You’ve clearly gotten lost in the sources you linked. SER is used to reorder hits before shading them for GI, and the integrators do exactly what their names suggest - add either the direct or indirect lighting contribution. Feel free to keep linking sources without getting a grasp of what's happening in them.
That's not it ...
SER can be used to
accelerate an importance sampling technique known as next event estimation. Nvidia specifically
extended their original ReSTIR algorithm with this technique over the many other importance sampling methods they could've settled on but they chose NEE because you can reuse those same paths in a future frame for the neighboring set pixels which makes it easy for their latest hardware to sort these rays ...
This is not a contentious issue.
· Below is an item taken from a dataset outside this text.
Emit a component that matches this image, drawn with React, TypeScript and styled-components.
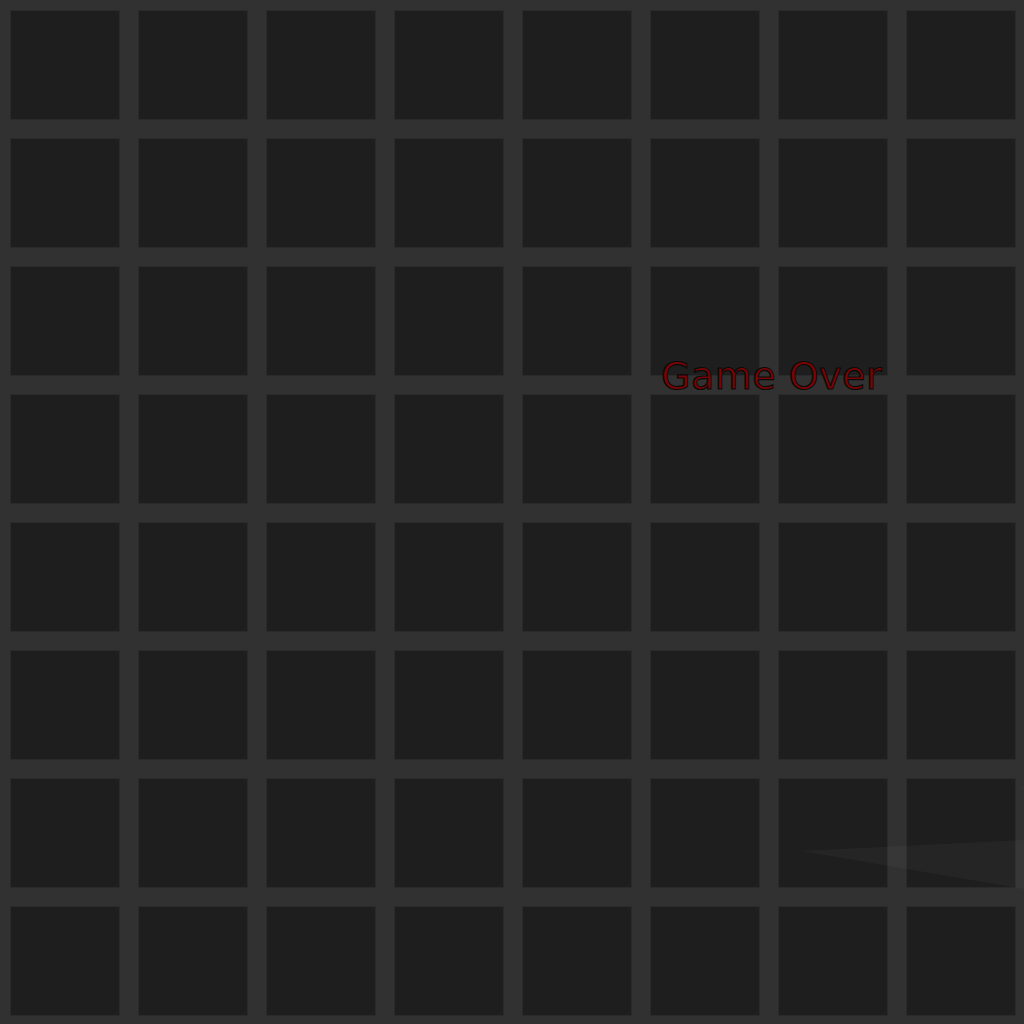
import React from "react";
import styled, { createGlobalStyle } from "styled-components";

const Global = createGlobalStyle`
  html, body { margin: 0; padding: 0; background: #313131; }
  body { width: 1024px; height: 1024px; overflow: hidden; }
`;

const Board = styled.div`
  position: relative;
  width: 1024px;
  height: 1024px;
  box-sizing: border-box;
  padding: 11px 9px 9px 11px;
  background: #313131;
  display: grid;
  grid-template-columns: repeat(8, 108px);
  grid-template-rows: repeat(8, 108px);
  gap: 20px;
`;

const Cell = styled.div`
  background: #1e1e1e;
  box-shadow: 0 0 0 1px #2a2a2a;
`;

const Message = styled.div`
  position: absolute;
  left: 661px;
  top: 350px;
  font-family: "DejaVu Sans", "Noto Sans", sans-serif;
  font-size: 38px;
  line-height: 52px;
  color: #7a0404;
  -webkit-text-stroke: 1.2px #0a0a0a;
  letter-spacing: 0.5px;
  white-space: nowrap;
`;

const Beam = styled.svg`
  position: absolute;
  left: 0;
  top: 0;
  pointer-events: none;
`;

export default function App() {
  const cells = Array.from({ length: 64 }, (_, i) => i);
  return (
    <>
      <Global />
      <Board>
        {cells.map((i) => (
          <Cell key={i} />
        ))}
        <Beam width="1024" height="1024" viewBox="0 0 1024 1024">
          <polygon points="801,851 1024,840 1024,889" fill="rgba(255,255,255,0.03)" />
          <polygon points="1017,785 1024,788 1024,790" fill="rgba(255,255,255,0.03)" />
        </Beam>
        <Message>Game Over</Message>
      </Board>
    </>
  );
}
If you plot a graph of flops per byte ratios over the years, you'll quickly get an idea of where the industry is heading. Again, never said memory performance doesn't matter or anything along those lines. I said the statement - There was never any magic solution to RT or AI other than "more memory performance" - is false for too many reasons.
Despite the increasing ratios of compute with respect to memory performance, the industry has mostly doubled down on the current paradigm and made it far worse (fatter per-pixel G-buffers, more rendering passes, virtual textures/geometry/shadows, overusing barriers, and especially ray reordering) ...
Making good use of a GPUs 'parallelism' involves splitting up the rendering pipeline into many more fine grained rendering passes that can overlap with each other to enable more async compute or higher occupancy which puts hardware vendors under even more pressure to implement a more robust memory system ...
Pretty sure I do know it better than you do.
Your attempts to demonstrate this knowledge has been inadequate so far ...
It's matrix multiplications in the attention layers that have always dominated in the LLMs, it's common knowledge, not a secret Intel's knowledge. This simply means there may not be enough tokens to fill the GPU with work and keep the machine busy until the next portion of weights arrives. Since weight matrices dominate memory requests, you need a large number of tokens to keep the machine occupied with matrix multiplications. For this, you need batching/multi-token prediction/speculative prediction, and more compact weight matrices.
Something tells me you've never attended a class/read a book on algorithms but I'll give you a quick rundown from the authors of the FlashAttention
paper . From the standard attention algorithm implementation you should arrive at a formula of 8N^2 + 8Nd (bytes) for total memory movement and 4(N^2)d + 3N^2 (ops) for total compute operations where N = sequence length and d = dimension of an attention head ...
If you calculate the compute/memory ratios for Llama 3 w/ 70B parameters (N = 8192 & d = 128) or GPT 3 w/ 175B parameters (N = 2048 & d = 128), you get just over 63 ops/byte and 60 ops/byte respectively. An H100 NVL GPU can deliver a compute/memory ratio well over 800 ops/byte which well past obliterates the ratios of both AI models ...
Batching only applies to the prefill phase when the model is doing user input prompt analysis. Even if you set the number input prompt tokens (8192 in case of Llama 3) equivalent to the maximum sequence length of a model (extremely unrealistic), your total defined (tokens*parameters/compute perf) prefill time comes out to 144ms on the fastest GPU today and this step of a model output generation process only happens ONCE. Generating a completion token (parameters/bandwidth) during the last phase of model inferencing only takes just under 18ms on the same hardware and a model can take multiple completion tokens to finish generation. As little as 8 completion tokens can overtake the maximum possible time spent on the prefill phase on a Llama 3 model w/ 70B parameters ...
Full stop, the numbers have proven that your claim of LLMs being compute bound is entirely wrong no matter how far you proceed into your argument ...